Senator Christopher Dodd, the Democratic chairman of the Senate Banking Committee, told reporters on Wednesday that he would consider changing the mark-to-market accounting regulation rules.
You see the problem is that the banks don’t want to mark their assets at their true value, because for much of their sub-prime and derivative assets the true value is zero. In the current market condition, the value of trillions of dollars of bank assets is zero because there is no one interesting in buying these assets at any price.
If the banks mark down their assets to their market value (mark-to-market), many of them would be insolvent. To solve this problem, the same senators who creating the housing bubble by creating the rules that allowed Freddie Mac and Fannie Mae to expand, are now suggesting that we just change the accounting rules.

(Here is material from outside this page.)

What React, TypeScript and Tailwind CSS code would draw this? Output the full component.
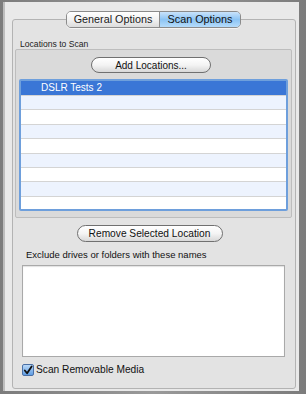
export default function App() {
  const rows = [0, 1, 2, 3, 4, 5, 6, 7];

  return (
    <div
      className="w-[306px] h-[394px] bg-gradient-to-r from-[#7c7c7c] via-[#9a9a9a] to-[#7c7c7c] pt-[2px] pl-[3px] pr-[7px] pb-[3px]"
      style={{ fontFamily: '"Liberation Sans", Arial, sans-serif' }}
    >
      <div className="h-full bg-[#e9e9e9] border-l-2 border-[#bdbdbd] pl-[7px] pr-[3px] pt-[9px] pb-[2px] flex flex-col">
        {/* Tabs */}
        <div className="flex justify-center relative z-10 pr-[1px]">
          <div className="flex h-[17px] rounded-[5px] border border-[#8b8b8b] overflow-hidden shadow-[0_1px_0_rgba(255,255,255,0.6)]">
            <div className="w-[93px] flex items-center justify-center text-[10.8px] text-[#1a1a1a] bg-gradient-to-b from-[#ffffff] via-[#f2f2f2] to-[#dcdcdc] border-r border-[#8b8b8b]">
              General Options
            </div>
            <div className="w-[80px] flex items-center justify-center text-[10.8px] text-[#111] bg-gradient-to-b from-[#c9e3fb] via-[#8cc4f4] to-[#b5dcfb]">
              Scan Options
            </div>
          </div>
        </div>

        {/* Tab box */}
        <div className="flex-1 -mt-[9px] border border-[#b3b3b3] rounded-[3px] bg-[#e3e3e3] flex flex-col pt-[19px] pb-[10px]">
          <div className="pl-[7px] text-[8.6px] leading-[10px] text-[#222]">Locations to Scan</div>

          <div className="ml-[2px] mr-[3px] h-[169px] border border-[#bdbdbd] rounded-[2px] bg-[#dadada] flex flex-col items-center pt-[7px] px-[3px]">
            <div className="w-[120px] h-[16px] shrink-0 rounded-full border border-[#707070] bg-gradient-to-b from-[#ffffff] via-[#f4f4f4] to-[#d8d8d8] flex items-center justify-center text-[10px] text-[#111] mr-[5px]">
              Add Locations...
            </div>

            <div className="mt-[6px] w-full h-[132px] shrink-0 border-2 border-[#6e9fdc] rounded-[2px] bg-white flex flex-col overflow-hidden">
              <div className="h-[14px] shrink-0 bg-[#3a76d6] text-white text-[10px] leading-[14px] pl-[20px]">
                DSLR Tests 2
              </div>
              {rows.map((i) => (
                <div
                  key={i}
                  className={`h-[14.4px] shrink-0 border-t border-[#d4d4d4] ${i % 2 === 0 ? "bg-[#edf3fe]" : "bg-white"}`}
                />
              ))}
            </div>
          </div>

          <div className="mt-[7px] flex justify-center pr-[9px]">
            <div className="w-[146px] h-[17px] rounded-full border border-[#707070] bg-gradient-to-b from-[#ffffff] via-[#f4f4f4] to-[#d8d8d8] flex items-center justify-center text-[10.2px] text-[#111]">
              Remove Selected Location
            </div>
          </div>

          <div className="mt-[7px] pl-[13px] text-[9.5px] leading-[12px] text-[#111]">
            Exclude drives or folders with these names
          </div>

          <div className="mt-[4px] ml-[9px] mr-[10px] h-[92px] border border-[#a9a9a9] bg-white shadow-[inset_0_1px_1px_rgba(0,0,0,0.12)]" />

          <div className="mt-[6px] ml-[9px] flex items-center gap-[2px]">
            <div className="w-[12px] h-[12px] rounded-[2px] border border-[#4a6fa5] bg-gradient-to-b from-[#b9d8f7] to-[#5f9de3] flex items-center justify-center">
              <svg width="11" height="11" viewBox="0 0 11 11">
                <path d="M2 5.5 L4.5 8.5 L9.5 1" fill="none" stroke="#111" strokeWidth="2" strokeLinecap="round" strokeLinejoin="round" />
              </svg>
            </div>
            <span className="text-[10.2px] text-[#111] leading-[14px]">Scan Removable Media</span>
          </div>
        </div>
      </div>
    </div>
  );
}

Their theory is that the banks shouldn’t have to mark down their assets to near zero because some day in the future - the assets will against be worth something. Enron tried a similar trick when it adjusted its accounting rules to move high risk assets off its books and we all know what happen.
If the banks have trillions of dollars in near-zero assets, than the billions in bailouts are not going to be nearly enough the save them. Many banks will eventually fail unless the market returns to pre-crash prosperity.

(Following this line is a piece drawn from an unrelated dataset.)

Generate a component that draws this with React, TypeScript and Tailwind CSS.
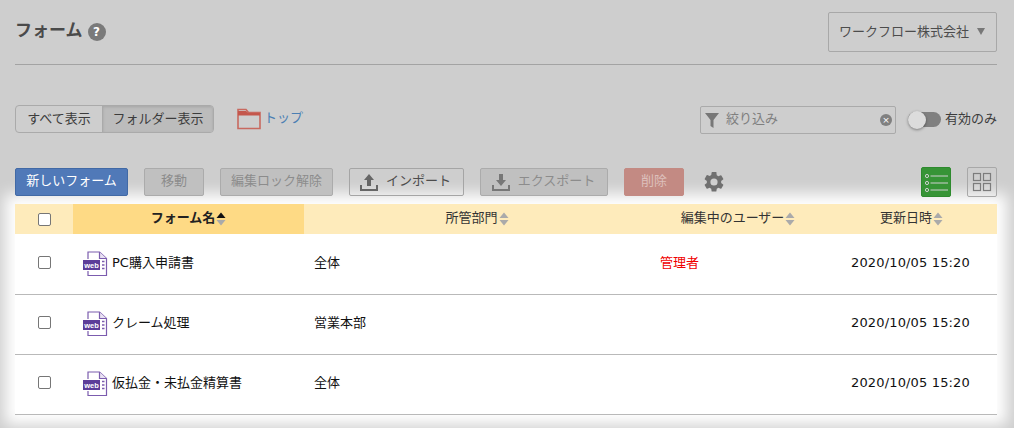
import React from "react";

const font = { fontFamily: '"DejaVu Sans", "Noto Sans CJK JP", sans-serif' };

function Sort({ active }: { active?: boolean }) {
  return (
    <svg width="10" height="14" viewBox="0 0 10 14" className="ml-[1px] shrink-0">
      <path d="M5 0.5 L9.5 6 L0.5 6 Z" fill={active ? "#111" : "#aaa"} />
      <path d="M5 13.5 L9.5 8 L0.5 8 Z" fill="#aaa" />
    </svg>
  );
}

function WebIcon() {
  return (
    <svg width="26" height="26" viewBox="0 0 26 26" className="shrink-0 -mt-[2px]">
      <path d="M6 8 V1 H17.5 L24.5 7.5 V24.5 H6 V20" fill="#fff" stroke="#7b5cae" strokeWidth="1.2" />
      <path d="M17.5 1 V7.5 H24.5" fill="#e9e2f3" stroke="#7b5cae" strokeWidth="1.2" />
      <rect x="1" y="9" width="17" height="10" fill="#5c3d99" />
      <text x="9.5" y="16.7" textAnchor="middle" fontSize="7.5" fontWeight="700" fill="#fff" fontFamily="Liberation Sans, sans-serif">web</text>
      <path d="M20 10.5 H22.5 M20 14 H22.5 M20 17.5 H22.5" stroke="#7b5cae" strokeWidth="1.4" />
    </svg>
  );
}

function Check() {
  return <span className="block w-[13px] h-[13px] rounded-[2px] border border-[#767676] bg-white" />;
}

function Row({ name, dept, user }: { name: string; dept: string; user?: string }) {
  return (
    <div className="grid grid-cols-[58px_231px_346px_176px_171px] h-[60px] items-center border-b border-[#b9b9b9] text-[13px] text-[#111]">
      <div className="flex justify-center -mt-[4px]"><Check /></div>
      <div className="flex items-center gap-[4px] pl-[9px]"><WebIcon /><span className="-mt-[4px]">{name}</span></div>
      <div className="pl-[10px] -mt-[4px]">{dept}</div>
      <div className="pl-[10px] -mt-[4px] text-[#f00000]">{user}</div>
      <div className="text-center -mt-[4px] pr-[2px] tracking-[0.15px]">2020/10/05 15:20</div>
    </div>
  );
}

const btn = "h-[28px] flex items-center justify-center rounded-[2px] border text-[13px] pb-[2px]";

export default function App() {
  return (
    <div style={font} className="relative w-[1014px] h-[428px] overflow-hidden bg-[#cecece] text-[#3c3c3c]">
      <div className="pl-[15px] pr-[17px]">
        <div className="h-[65px] border-b border-[#a3a3a3] flex justify-between pt-[12px]">
          <div className="flex items-start gap-[5px] pt-[5px]">
            <span className="text-[17px] font-bold leading-[26px] text-[#4a4a4a]">フォーム</span>
            <span className="mt-[6px] w-[18px] h-[18px] rounded-full bg-[#7a7a7a] text-white text-[12px] font-bold flex items-center justify-center">?</span>
          </div>
          <div className="w-[169px] h-[40px] border border-[#a8a8a8] rounded-[2px] flex items-center justify-between pl-[10px] pr-[11px] pb-[1px] text-[13px] text-[#4c4c4c]">
            <span>ワークフロー株式会社</span>
            <svg width="8" height="7" viewBox="0 0 8 7"><path d="M0 0H8L4 7Z" fill="#777" /></svg>
          </div>
        </div>

        <div className="flex items-center justify-between mt-[40px] h-[30px]">
          <div className="flex items-center">
            <div className="flex h-[28px] w-[199px] -mt-[2px] rounded-[4px] border border-[#aaaaaa] text-[13px] overflow-hidden">
              <div className="w-[86px] flex items-center justify-center pb-[1px]">すべて表示</div>
              <div className="flex-1 flex items-center justify-center pb-[1px] bg-[#bcbcbc] border-l border-[#aaaaaa] shadow-[inset_0_1px_3px_rgba(0,0,0,0.12)]">フォルダー表示</div>
            </div>
            <svg width="24" height="22" viewBox="0 0 24 22" className="ml-[23px] -mt-[2px]">
              <path d="M1 20.5 V1.5 H9 L11.5 4.5 H23 V20.5 Z" fill="none" stroke="#c8695f" strokeWidth="1.6" />
              <path d="M1 3 H9 L11.5 5 H23 V7.5 H1 Z" fill="#c4574c" />
            </svg>
            <span className="ml-[3px] -mt-[4px] text-[13px] text-[#4b7fb3]">トップ</span>
          </div>
          <div className="flex items-center">
            <div className="w-[196px] h-[28px] border border-[#aaaaaa] rounded-[2px] flex items-center pl-[4px] pr-[3px] text-[13px] text-[#7f7f7f]">
              <svg width="14" height="15" viewBox="0 0 14 15" className="shrink-0"><path d="M0 0H14L8.5 7V15L5.5 13V7Z" fill="#777" /></svg>
              <span className="ml-[7px] flex-1 -mt-[2px]">絞り込み</span>
              <span className="w-[12px] h-[12px] rounded-full bg-[#808080] text-white text-[9px] leading-none flex items-center justify-center">×</span>
            </div>
            <div className="relative ml-[12px] -mt-[1px] w-[33px] h-[15px] rounded-full bg-[#808080]">
              <span className="absolute left-0 -top-[1.5px] w-[18px] h-[18px] rounded-full bg-[#dcdcdc] shadow-[0_1px_3px_rgba(0,0,0,0.4)]" />
            </div>
            <span className="ml-[4px] -mt-[3px] w-[52px] whitespace-nowrap text-[13px]">有効のみ</span>
          </div>
        </div>

        <div className="flex items-center mt-[32px] h-[30px]">
          <div className={`${btn} w-[113px] bg-[#5079b8] border-[#4169a5] text-white`}>新しいフォーム</div>
          <div className={`${btn} w-[60px] ml-[16px] bg-[#c0c0c0] border-[#ababab] text-[#8c8c8c]`}>移動</div>
          <div className={`${btn} w-[113px] ml-[16px] bg-[#c0c0c0] border-[#ababab] text-[#8c8c8c]`}>編集ロック解除</div>
          <div className={`${btn} w-[115px] ml-[16px] border-[#a5a5a5] text-[#4c4c4c] gap-[8px] pr-[2px]`}>
            <svg width="18" height="17" viewBox="0 0 18 17" className="mt-[2px]"><path d="M9 0L14 6H11V12H7V6H4Z" fill="#666" /><path d="M1 11V16H17V11" fill="none" stroke="#666" strokeWidth="2" /></svg>
            <span>インポート</span>
          </div>
          <div className={`${btn} w-[128px] ml-[16px] bg-[#c0c0c0] border-[#ababab] text-[#8c8c8c] gap-[8px] pr-[1px]`}>
            <svg width="18" height="17" viewBox="0 0 18 17" className="mt-[2px]"><path d="M7 0H11V6H14L9 12L4 6H7Z" fill="#777" /><path d="M1 11V16H17V11" fill="none" stroke="#777" strokeWidth="2" /></svg>
            <span>エクスポート</span>
          </div>
          <div className={`${btn} w-[60px] ml-[16px] bg-[#c38a83] border-[#c38a83] text-[#ddc0bc]`}>削除</div>
          <svg width="24" height="24" viewBox="0 0 24 24" className="ml-[18px]">
            <path fill="#707070" d="M19.14 12.94c.04-.3.06-.61.06-.94s-.02-.64-.07-.94l2.03-1.58a.49.49 0 0 0 .12-.61l-1.92-3.32a.49.49 0 0 0-.59-.22l-2.39.96a7 7 0 0 0-1.62-.94l-.36-2.54A.48.48 0 0 0 13.92 2h-3.84a.48.48 0 0 0-.47.41l-.36 2.54a7.3 7.3 0 0 0-1.62.94l-2.39-.96a.48.48 0 0 0-.59.22L2.73 8.87a.48.48 0 0 0 .12.61l2.03 1.58c-.05.3-.08.63-.08.94s.02.64.07.94l-2.03 1.58a.49.49 0 0 0-.12.61l1.92 3.32c.12.22.37.29.59.22l2.39-.96c.5.38 1.03.7 1.62.94l.36 2.54c.05.24.24.41.48.41h3.84c.24 0 .44-.17.47-.41l.36-2.54a7 7 0 0 0 1.62-.94l2.39.96c.22.08.47 0 .59-.22l1.92-3.32a.48.48 0 0 0-.12-.61zM12 15.6A3.6 3.6 0 1 1 12 8.4a3.6 3.6 0 0 1 0 7.2z" />
          </svg>
          <div className="ml-auto w-[30px] h-[30px] rounded-[2px] bg-[#379436] border border-[#2e8a2e] flex items-center justify-center">
            <svg width="24" height="24" viewBox="0 0 24 24" stroke="#cfcfcf" strokeWidth="1" fill="none">
              <circle cx="3" cy="6" r="1.6" /><circle cx="3" cy="13" r="1.6" /><circle cx="3" cy="20" r="1.6" />
              <path d="M6.5 6H24M6.5 13H24M6.5 20H24" />
            </svg>
          </div>
          <div className="ml-[16px] w-[30px] h-[30px] rounded-[2px] border border-[#a8a8a8] flex items-center justify-center">
            <svg width="20" height="20" viewBox="0 0 20 20" stroke="#7c7c7c" strokeWidth="1.2" fill="none">
              <rect x="1.5" y="1.5" width="7" height="7" /><rect x="11.5" y="1.5" width="7" height="7" /><rect x="1.5" y="11.5" width="7" height="7" /><rect x="11.5" y="11.5" width="7" height="7" />
            </svg>
          </div>
        </div>

        <div className="mt-[7px] bg-white h-[211px] shadow-[0_0_14px_10px_#ffffff]">
          <div className="grid grid-cols-[58px_231px_346px_176px_171px] h-[30px] items-center bg-[#feebbb] text-[13px] text-[#333]">
            <div className="flex justify-center"><Check /></div>
            <div className="h-full bg-[#feda85] flex items-center justify-center font-bold text-[#222]"><span className="-mt-[2px]">フォーム名</span><Sort active /></div>
            <div className="flex items-center justify-center"><span className="-mt-[2px]">所管部門</span><Sort /></div>
            <div className="flex items-center justify-center"><span className="-mt-[2px]">編集中のユーザー</span><Sort /></div>
            <div className="flex items-center justify-center"><span className="-mt-[2px]">更新日時</span><Sort /></div>
          </div>
          <div className="pt-[1px]">
            <Row name="PC購入申請書" dept="全体" user="管理者" />
            <Row name="クレーム処理" dept="営業本部" />
            <Row name="仮払金・未払金精算書" dept="全体" />
          </div>
        </div>
      </div>
    </div>
  );
}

The problem is not the accounting rules, it’s the assets. The assets are worthless and probably will continue to be worthless even after the recession runs its course. The hard truth is that many of the US banks are insolvent and the economy will eventually have to deal with that.
Meanwhile, the recession continues to deepen, as US employers slashed 598,000 jobs in January, the deepest cut in payrolls in 34 years as the national unemployment rate shot up to 7.6 percent.